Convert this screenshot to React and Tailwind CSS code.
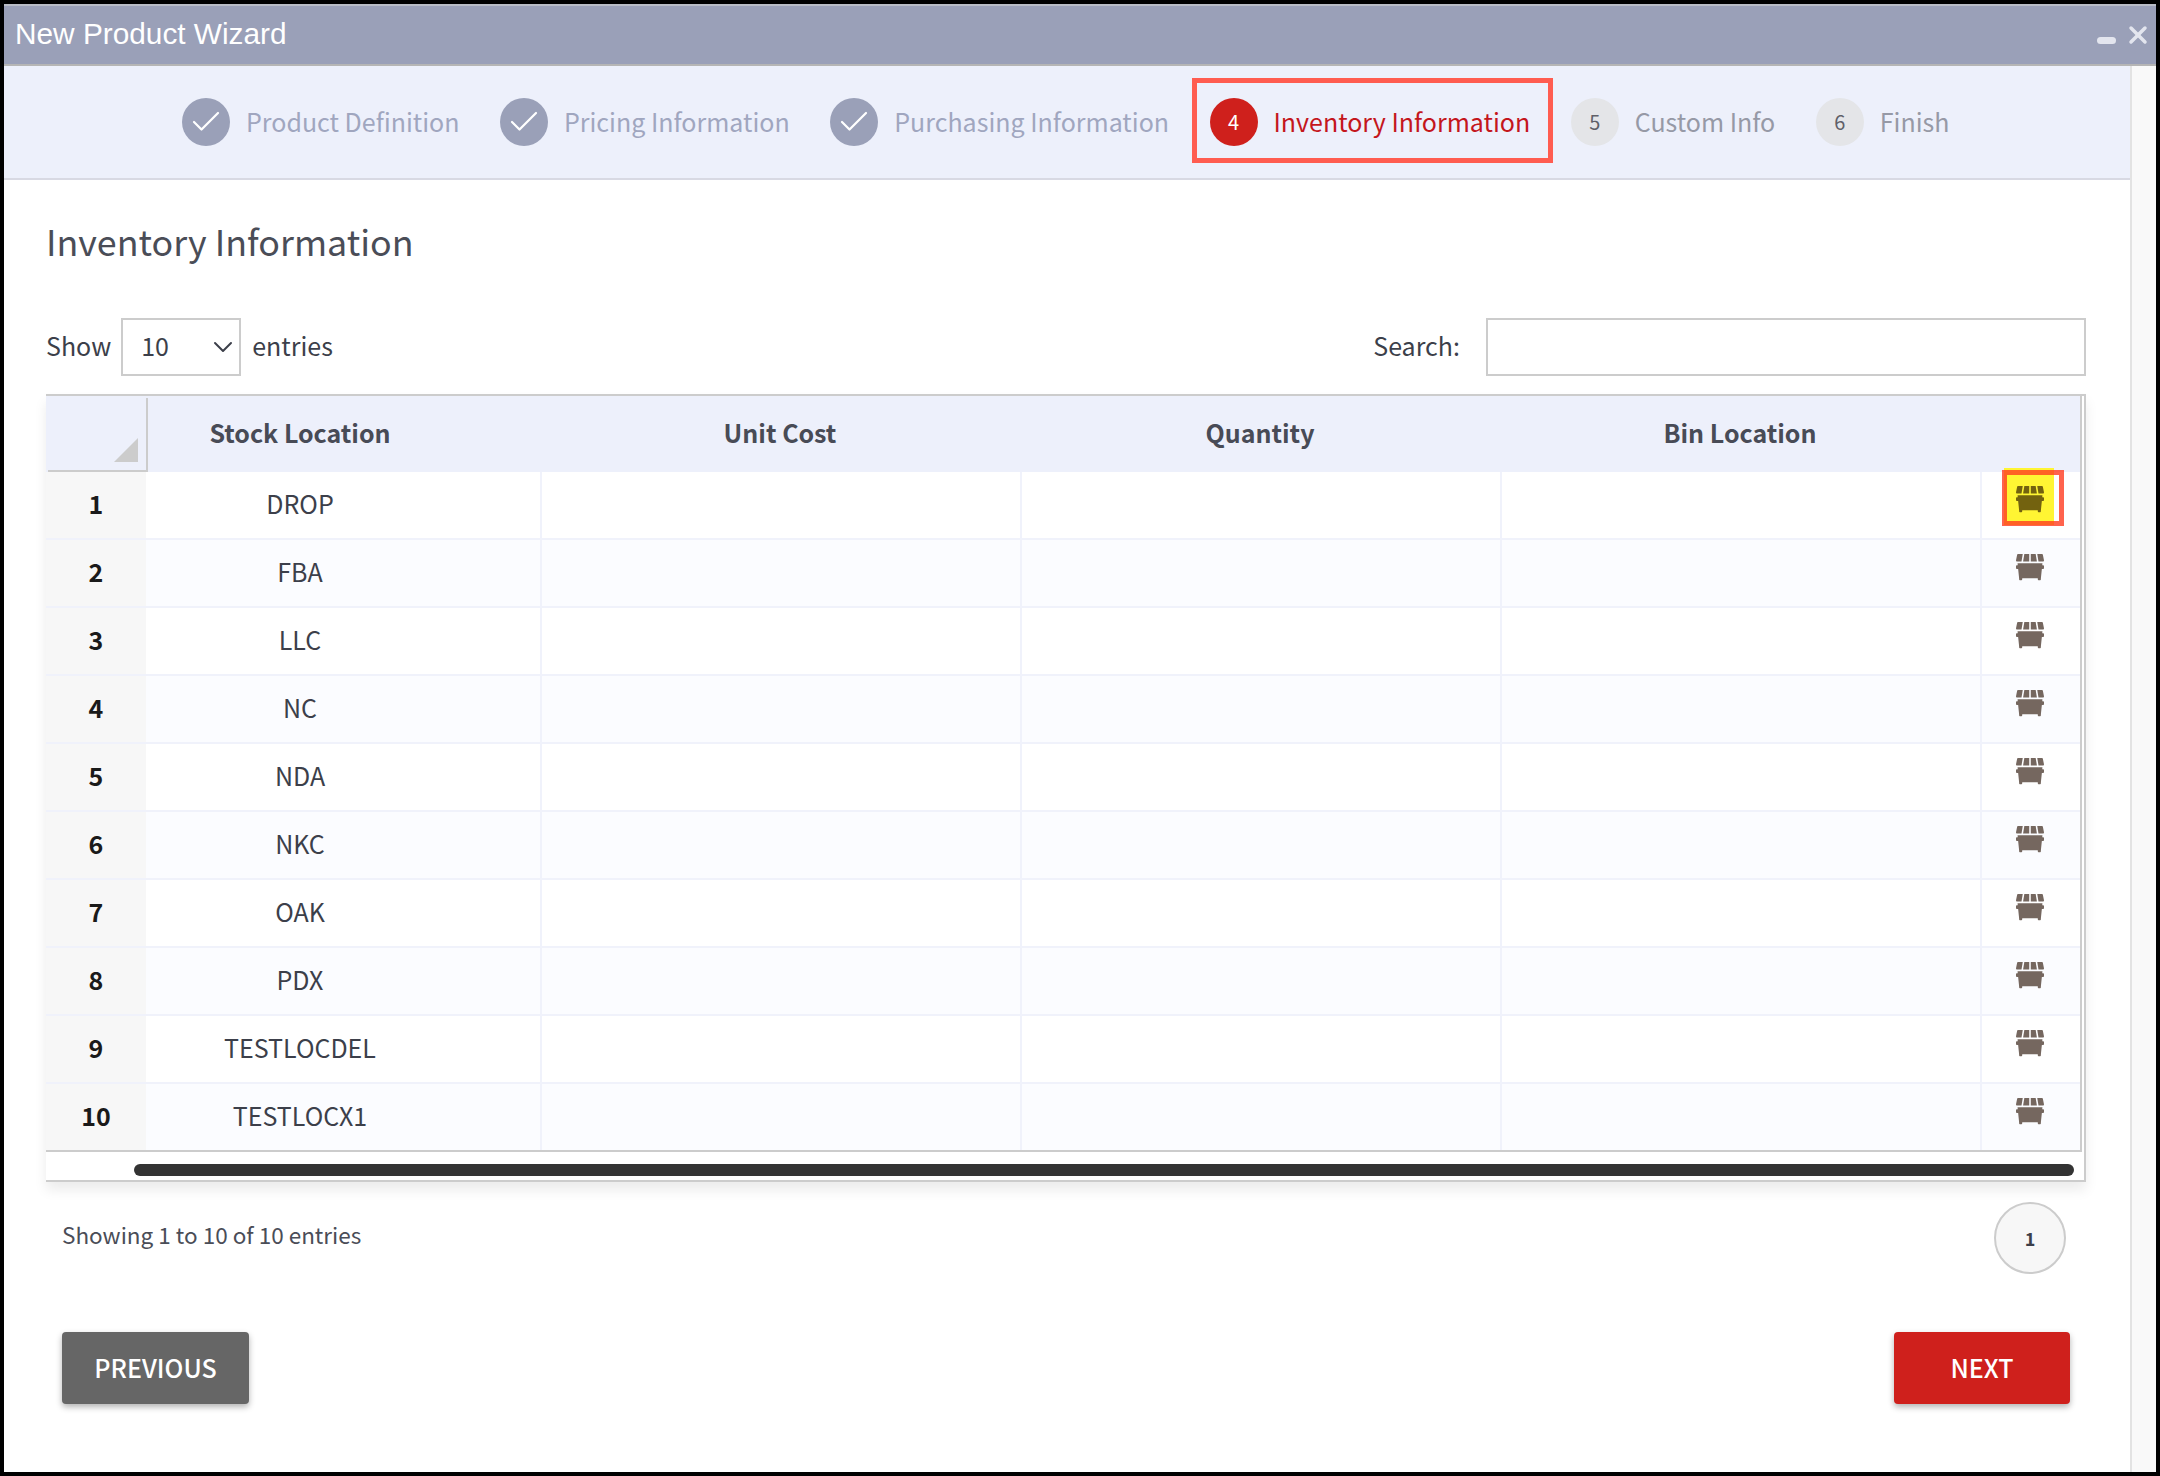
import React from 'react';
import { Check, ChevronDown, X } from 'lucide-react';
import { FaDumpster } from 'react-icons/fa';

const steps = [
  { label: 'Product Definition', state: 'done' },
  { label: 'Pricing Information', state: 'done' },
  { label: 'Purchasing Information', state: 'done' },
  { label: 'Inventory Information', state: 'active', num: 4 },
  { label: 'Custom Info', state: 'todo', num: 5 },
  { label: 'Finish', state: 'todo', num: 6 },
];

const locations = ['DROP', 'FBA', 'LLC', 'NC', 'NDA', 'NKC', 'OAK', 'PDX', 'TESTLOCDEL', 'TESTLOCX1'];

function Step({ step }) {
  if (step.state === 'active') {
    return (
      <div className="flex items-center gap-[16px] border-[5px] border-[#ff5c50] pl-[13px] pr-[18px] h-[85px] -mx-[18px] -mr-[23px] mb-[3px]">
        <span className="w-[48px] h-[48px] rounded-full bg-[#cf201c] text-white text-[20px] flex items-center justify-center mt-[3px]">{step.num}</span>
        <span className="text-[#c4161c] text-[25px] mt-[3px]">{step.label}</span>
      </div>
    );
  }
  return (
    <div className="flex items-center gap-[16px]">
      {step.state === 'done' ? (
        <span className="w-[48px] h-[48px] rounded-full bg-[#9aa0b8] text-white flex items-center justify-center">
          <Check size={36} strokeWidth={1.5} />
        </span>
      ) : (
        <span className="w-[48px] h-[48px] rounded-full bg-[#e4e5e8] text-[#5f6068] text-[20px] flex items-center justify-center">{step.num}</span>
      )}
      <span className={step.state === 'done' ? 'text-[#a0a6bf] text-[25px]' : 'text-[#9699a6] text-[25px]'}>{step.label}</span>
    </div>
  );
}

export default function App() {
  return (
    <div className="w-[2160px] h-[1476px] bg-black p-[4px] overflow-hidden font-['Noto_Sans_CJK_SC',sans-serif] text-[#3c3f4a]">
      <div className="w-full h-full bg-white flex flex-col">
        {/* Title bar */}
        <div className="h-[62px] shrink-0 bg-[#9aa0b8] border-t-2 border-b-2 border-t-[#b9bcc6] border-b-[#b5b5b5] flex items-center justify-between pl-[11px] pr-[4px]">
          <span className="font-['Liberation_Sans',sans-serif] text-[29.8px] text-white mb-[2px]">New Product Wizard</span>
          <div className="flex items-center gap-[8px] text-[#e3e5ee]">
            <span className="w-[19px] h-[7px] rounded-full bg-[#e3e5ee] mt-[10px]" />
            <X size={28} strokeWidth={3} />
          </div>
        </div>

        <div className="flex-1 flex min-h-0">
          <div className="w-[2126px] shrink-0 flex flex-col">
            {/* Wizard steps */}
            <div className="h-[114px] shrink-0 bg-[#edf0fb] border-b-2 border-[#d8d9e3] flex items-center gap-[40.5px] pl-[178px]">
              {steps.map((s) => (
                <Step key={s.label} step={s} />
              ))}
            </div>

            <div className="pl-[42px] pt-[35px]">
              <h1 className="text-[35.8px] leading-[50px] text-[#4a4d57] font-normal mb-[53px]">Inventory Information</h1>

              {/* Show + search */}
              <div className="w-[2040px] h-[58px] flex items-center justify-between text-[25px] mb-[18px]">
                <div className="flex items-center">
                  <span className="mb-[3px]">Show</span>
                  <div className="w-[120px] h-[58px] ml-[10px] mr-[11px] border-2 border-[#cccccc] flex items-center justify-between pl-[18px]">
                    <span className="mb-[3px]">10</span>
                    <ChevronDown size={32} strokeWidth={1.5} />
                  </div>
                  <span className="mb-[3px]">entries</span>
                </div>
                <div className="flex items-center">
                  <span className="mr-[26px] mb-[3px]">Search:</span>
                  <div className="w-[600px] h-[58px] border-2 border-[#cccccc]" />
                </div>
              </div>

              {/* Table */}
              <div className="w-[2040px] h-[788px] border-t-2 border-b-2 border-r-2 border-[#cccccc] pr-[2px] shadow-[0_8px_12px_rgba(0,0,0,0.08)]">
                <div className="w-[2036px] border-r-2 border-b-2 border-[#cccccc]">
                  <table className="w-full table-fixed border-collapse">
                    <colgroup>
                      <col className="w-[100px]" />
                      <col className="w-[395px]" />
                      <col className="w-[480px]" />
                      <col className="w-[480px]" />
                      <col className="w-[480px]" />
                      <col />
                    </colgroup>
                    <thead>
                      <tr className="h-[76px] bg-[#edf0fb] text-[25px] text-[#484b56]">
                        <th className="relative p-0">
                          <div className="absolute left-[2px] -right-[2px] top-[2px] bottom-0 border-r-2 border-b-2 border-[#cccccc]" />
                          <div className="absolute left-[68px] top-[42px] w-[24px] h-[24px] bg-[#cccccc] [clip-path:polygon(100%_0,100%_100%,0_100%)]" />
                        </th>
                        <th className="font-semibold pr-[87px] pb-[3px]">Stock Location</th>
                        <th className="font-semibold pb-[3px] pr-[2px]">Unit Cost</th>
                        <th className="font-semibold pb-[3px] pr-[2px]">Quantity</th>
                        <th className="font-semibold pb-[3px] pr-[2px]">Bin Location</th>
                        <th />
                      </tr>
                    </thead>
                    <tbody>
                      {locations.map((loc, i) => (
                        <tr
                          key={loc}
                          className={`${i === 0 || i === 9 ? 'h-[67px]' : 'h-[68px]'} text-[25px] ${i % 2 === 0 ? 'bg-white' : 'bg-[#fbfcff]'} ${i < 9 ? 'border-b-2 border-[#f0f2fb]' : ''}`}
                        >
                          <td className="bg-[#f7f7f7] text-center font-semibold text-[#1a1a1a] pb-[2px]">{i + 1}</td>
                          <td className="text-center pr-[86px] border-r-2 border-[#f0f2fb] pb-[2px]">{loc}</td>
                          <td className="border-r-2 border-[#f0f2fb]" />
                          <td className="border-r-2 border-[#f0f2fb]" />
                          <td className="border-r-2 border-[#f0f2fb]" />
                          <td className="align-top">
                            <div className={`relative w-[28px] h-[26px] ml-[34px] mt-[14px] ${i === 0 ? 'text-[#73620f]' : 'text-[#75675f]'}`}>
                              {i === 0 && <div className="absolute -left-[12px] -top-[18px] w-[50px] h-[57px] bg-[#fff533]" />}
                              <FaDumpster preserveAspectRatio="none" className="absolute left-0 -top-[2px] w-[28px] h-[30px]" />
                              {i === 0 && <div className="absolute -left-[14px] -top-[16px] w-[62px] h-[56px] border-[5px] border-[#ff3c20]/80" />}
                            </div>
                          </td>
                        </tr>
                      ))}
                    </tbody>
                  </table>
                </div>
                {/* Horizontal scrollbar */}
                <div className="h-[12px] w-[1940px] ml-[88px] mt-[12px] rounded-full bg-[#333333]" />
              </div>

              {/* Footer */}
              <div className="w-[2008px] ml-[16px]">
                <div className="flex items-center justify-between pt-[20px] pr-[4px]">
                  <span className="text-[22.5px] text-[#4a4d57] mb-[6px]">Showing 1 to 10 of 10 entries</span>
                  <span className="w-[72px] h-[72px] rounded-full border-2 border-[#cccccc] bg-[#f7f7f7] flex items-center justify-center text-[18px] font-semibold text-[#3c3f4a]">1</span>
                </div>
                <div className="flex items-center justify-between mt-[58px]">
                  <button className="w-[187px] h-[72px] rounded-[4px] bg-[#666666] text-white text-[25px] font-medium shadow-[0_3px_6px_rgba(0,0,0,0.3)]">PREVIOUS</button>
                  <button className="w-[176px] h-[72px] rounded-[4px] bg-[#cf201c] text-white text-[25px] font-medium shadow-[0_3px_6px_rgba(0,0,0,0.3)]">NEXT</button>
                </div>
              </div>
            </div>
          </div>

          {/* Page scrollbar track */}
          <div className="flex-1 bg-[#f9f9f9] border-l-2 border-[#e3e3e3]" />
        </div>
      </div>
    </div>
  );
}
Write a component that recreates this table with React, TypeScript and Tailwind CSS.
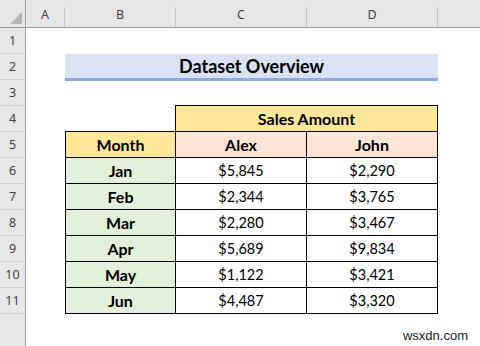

- **EXERCISE GOAL**: In the records above, find each line holding "this" and copy it.

- **EXERCISE RESULT**:
Convert this screenshot to React and Tailwind CSS code.
Write a component that recreates this table with React, TypeScript and Tailwind CSS.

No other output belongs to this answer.